AIM:
Using the records below, locate all lines containing "Tailwind" and return them.

DATA PROVIDED:
▬▬▬▬▬▬

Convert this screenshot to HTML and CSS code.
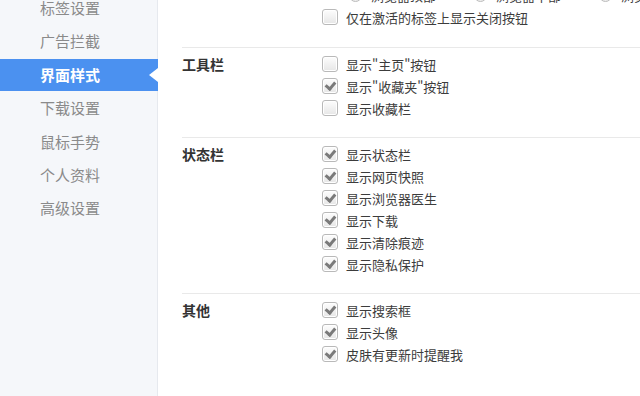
FILE: index.html
```html
<!DOCTYPE html>
<html lang="zh-CN">
<head>
    <meta charset="UTF-8">
    <title>界面样式</title>
    <link rel="stylesheet" href="styles.css">
</head>
<body>
    <div class="page">
        <ul class="sidebar">
            <li>标签设置</li>
            <li>广告拦截</li>
            <li class="active">界面样式</li>
            <li>下载设置</li>
            <li>鼠标手势</li>
            <li>个人资料</li>
            <li>高级设置</li>
        </ul>

        <div class="main">
            <div class="section first">
                <div class="title"></div>
                <div class="options">
                    <div class="radios">
                        <label class="radio"><span class="dot"></span>浏览器顶部</label>
                        <label class="radio"><span class="dot"></span>浏览器中部</label>
                        <label class="radio"><span class="dot"></span>浏览器底部</label>
                    </div>
                    <label class="row"><span class="box"></span>仅在激活的标签上显示关闭按钮</label>
                </div>
            </div>

            <div class="section">
                <div class="title">工具栏</div>
                <div class="options">
                    <label class="row"><span class="box"></span>显示"主页"按钮</label>
                    <label class="row"><span class="box checked"></span>显示"收藏夹"按钮</label>
                    <label class="row"><span class="box"></span>显示收藏栏</label>
                </div>
            </div>

            <div class="section">
                <div class="title">状态栏</div>
                <div class="options">
                    <label class="row"><span class="box checked"></span>显示状态栏</label>
                    <label class="row"><span class="box checked"></span>显示网页快照</label>
                    <label class="row"><span class="box checked"></span>显示浏览器医生</label>
                    <label class="row"><span class="box checked"></span>显示下载</label>
                    <label class="row"><span class="box checked"></span>显示清除痕迹</label>
                    <label class="row"><span class="box checked"></span>显示隐私保护</label>
                </div>
            </div>

            <div class="section last">
                <div class="title">其他</div>
                <div class="options">
                    <label class="row"><span class="box checked"></span>显示搜索框</label>
                    <label class="row"><span class="box checked"></span>显示头像</label>
                    <label class="row"><span class="box checked"></span>皮肤有更新时提醒我</label>
                </div>
            </div>
        </div>
    </div>
</body>
</html>
```

FILE: styles.css
```css
html, body {
    margin: 0;
    height: 100%;
    overflow: hidden;
}

body {
    font-family: "Noto Sans CJK SC", "Liberation Sans", sans-serif;
    background: #fff;
    color: #444;
}

.page {
    display: flex;
    height: 396px;
}

/* Seitenleiste */
.sidebar {
    list-style: none;
    margin: 0;
    padding: 0;
    width: 157px;
    flex-shrink: 0;
    background: #f5f7fa;
    border-right: 1px solid #e6e9ee;
    margin-top: -8px;
    height: 404px;
}

.sidebar li {
    position: relative;
    height: 32px;
    line-height: 31px;
    margin-bottom: 1.4px;
    padding-left: 40px;
    font-size: 15px;
    color: #8a8a8a;
}

.sidebar li.active {
    background: #4b91f0;
    color: #fff;
    font-weight: bold;
    margin-right: -1px;
}

.sidebar li.active::after {
    content: "";
    position: absolute;
    right: 0;
    top: 9px;
    border-style: solid;
    border-width: 7px 9px 7px 0;
    border-color: transparent #fff transparent transparent;
}

/* Inhalt */
.main {
    flex: 1;
    padding-left: 24px;
    margin-top: -21px;
}

.section {
    display: flex;
    padding: 5px 0 18px;
    border-bottom: 1px solid #e9e9e9;
}

.section.first {
    padding-bottom: 19px;
}

.section.last {
    border-bottom: none;
}

.title {
    width: 141px;
    flex-shrink: 0;
    font-size: 14px;
    font-weight: bold;
    color: #333;
    line-height: 22px;
}

.options {
    display: flex;
    flex-direction: column;
}

.row, .radio {
    display: flex;
    align-items: center;
    height: 22px;
    font-size: 13px;
    color: #3c3c3c;
    white-space: nowrap;
}

.radios {
    display: flex;
    padding-left: 26px;
}

.radio {
    width: 125px;
}

.dot {
    width: 11px;
    height: 11px;
    border: 1px solid #bbb;
    border-radius: 50%;
    background: linear-gradient(#fff, #ececec);
    margin-right: 9px;
}

.box {
    width: 14px;
    height: 14px;
    border: 1px solid #b9b9b9;
    border-radius: 3px;
    background: linear-gradient(#fdfdfd, #e6e6e6);
    margin-right: 8px;
    margin-left: -1px;
    box-shadow: inset 0 0 0 1px #fff;
    position: relative;
}

.box.checked::after {
    content: "";
    position: absolute;
    left: 4px;
    top: 1px;
    width: 4px;
    height: 7px;
    border: solid #7a7a7a;
    border-width: 0 3px 3px 0;
    transform: rotate(40deg);
}
```
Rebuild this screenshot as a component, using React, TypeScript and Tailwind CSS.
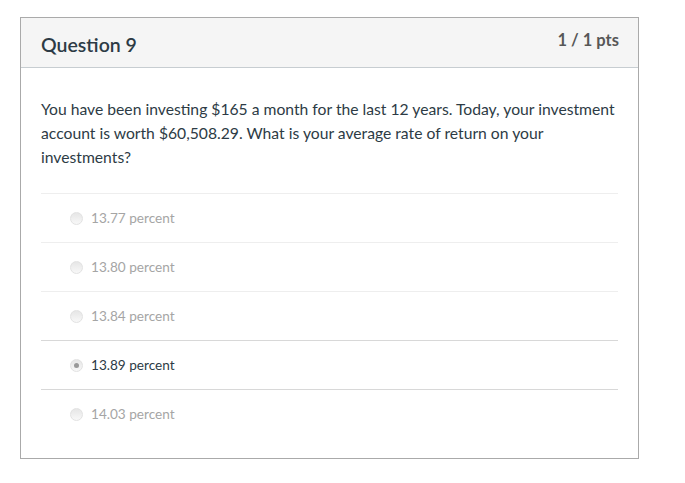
const ANSWERS = [
  { label: "13.77 percent", selected: false },
  { label: "13.80 percent", selected: false },
  { label: "13.84 percent", selected: false },
  { label: "13.89 percent", selected: true },
  { label: "14.03 percent", selected: false },
];

function Radio({ checked }: { checked: boolean }) {
  return (
    <span className="w-[13px] h-[13px] rounded-full border border-[#e2e2e2] bg-gradient-to-b from-[#e6e6e6] to-[#f8f8f8] flex items-center justify-center">
      {checked && <span className="w-[5px] h-[5px] rounded-full bg-[#999999]" />}
    </span>
  );
}

export default function App() {
  return (
    <div className="w-[685px] h-[483px] bg-white pt-[17px] pl-[20px] font-['Lato','Liberation_Sans',sans-serif]">
      <div className="w-[619px] h-[442px] border border-[#aaaaaa] bg-white">
        <div className="h-[50px] bg-[#f5f5f5] border-b border-[#c7cdd1] flex justify-between pl-[20px] pr-[19px]">
          <h2 className="text-[19.5px] font-semibold text-[#2d3b45] pt-[12px]">Question 9</h2>
          <span className="text-[16.5px] font-bold text-[#575757] pt-[10px]">1 / 1 pts</span>
        </div>
        <div className="px-[20px] pt-[29px]">
          <p className="text-[15.7px] leading-[24px] text-[#2d3b45] whitespace-nowrap">
            You have been investing $165 a month for the last 12 years. Today, your investment
            <br />
            account is worth $60,508.29. What is your average rate of return on your
            <br />
            investments?
          </p>
          <div className="mt-[24px]">
            {ANSWERS.map((a, i) => (
              <div
                key={a.label}
                className={
                  "h-[49px] flex items-center gap-[8px] pl-[29px] pt-[1px] border-t " +
                  (a.selected || ANSWERS[i - 1]?.selected ? "border-[#d8d8d8]" : "border-[#eeeeee]")
                }
              >
                <Radio checked={a.selected} />
                <span className={"text-[13.6px] " + (a.selected ? "text-[#2d3b45]" : "text-[#a5a5a5]")}>
                  {a.label}
                </span>
              </div>
            ))}
          </div>
        </div>
      </div>
    </div>
  );
}
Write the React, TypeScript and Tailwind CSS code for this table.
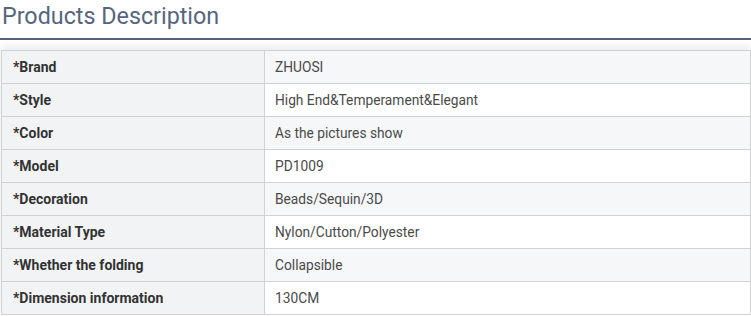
const rows: [string, string][] = [
  ["*Brand", "ZHUOSI"],
  ["*Style", "High End&Temperament&Elegant"],
  ["*Color", "As the pictures show"],
  ["*Model", "PD1009"],
  ["*Decoration", "Beads/Sequin/3D"],
  ["*Material Type", "Nylon/Cutton/Polyester"],
  ["*Whether the folding", "Collapsible"],
  ["*Dimension information", "130CM"],
];

const App = () => {
  return (
    <div className="w-[751px] h-[316px] bg-white overflow-hidden font-['Roboto',sans-serif]">
      <h2 className="pl-[2px] pt-[1px] h-[38px] text-[23.3px] leading-[30px] text-[#56657d]">
        Products Description
      </h2>
      <div className="h-[2px] bg-[#56647a]" />
      <div className="mt-[10px] ml-[1px] w-[750px] border-x border-b border-[#d2d2d2] shadow-[0_-4px_8px_rgba(0,0,0,0.08)]">
        {rows.map(([label, value], i) => (
          <div key={label} className="flex h-[33px] border-t border-[#d2d2d2]">
            <div className="w-[263px] shrink-0 bg-[#f2f3f5] border-r border-[#d2d2d2] pl-[11px] flex items-center text-[14px] font-bold text-[#333]">
              {label}
            </div>
            <div
              className={`flex-1 pl-[10px] flex items-center text-[13.75px] text-[#4a4a4a] ${
                i % 2 === 0 ? "bg-[#f6f7f9]" : "bg-white"
              }`}
            >
              {value}
            </div>
          </div>
        ))}
      </div>
    </div>
  );
};

export default App;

▬▬▬▬▬▬

TASK SOLUTION:
Rebuild this screenshot as a component, using React, TypeScript and Tailwind CSS.
Write the React, TypeScript and Tailwind CSS code for this table.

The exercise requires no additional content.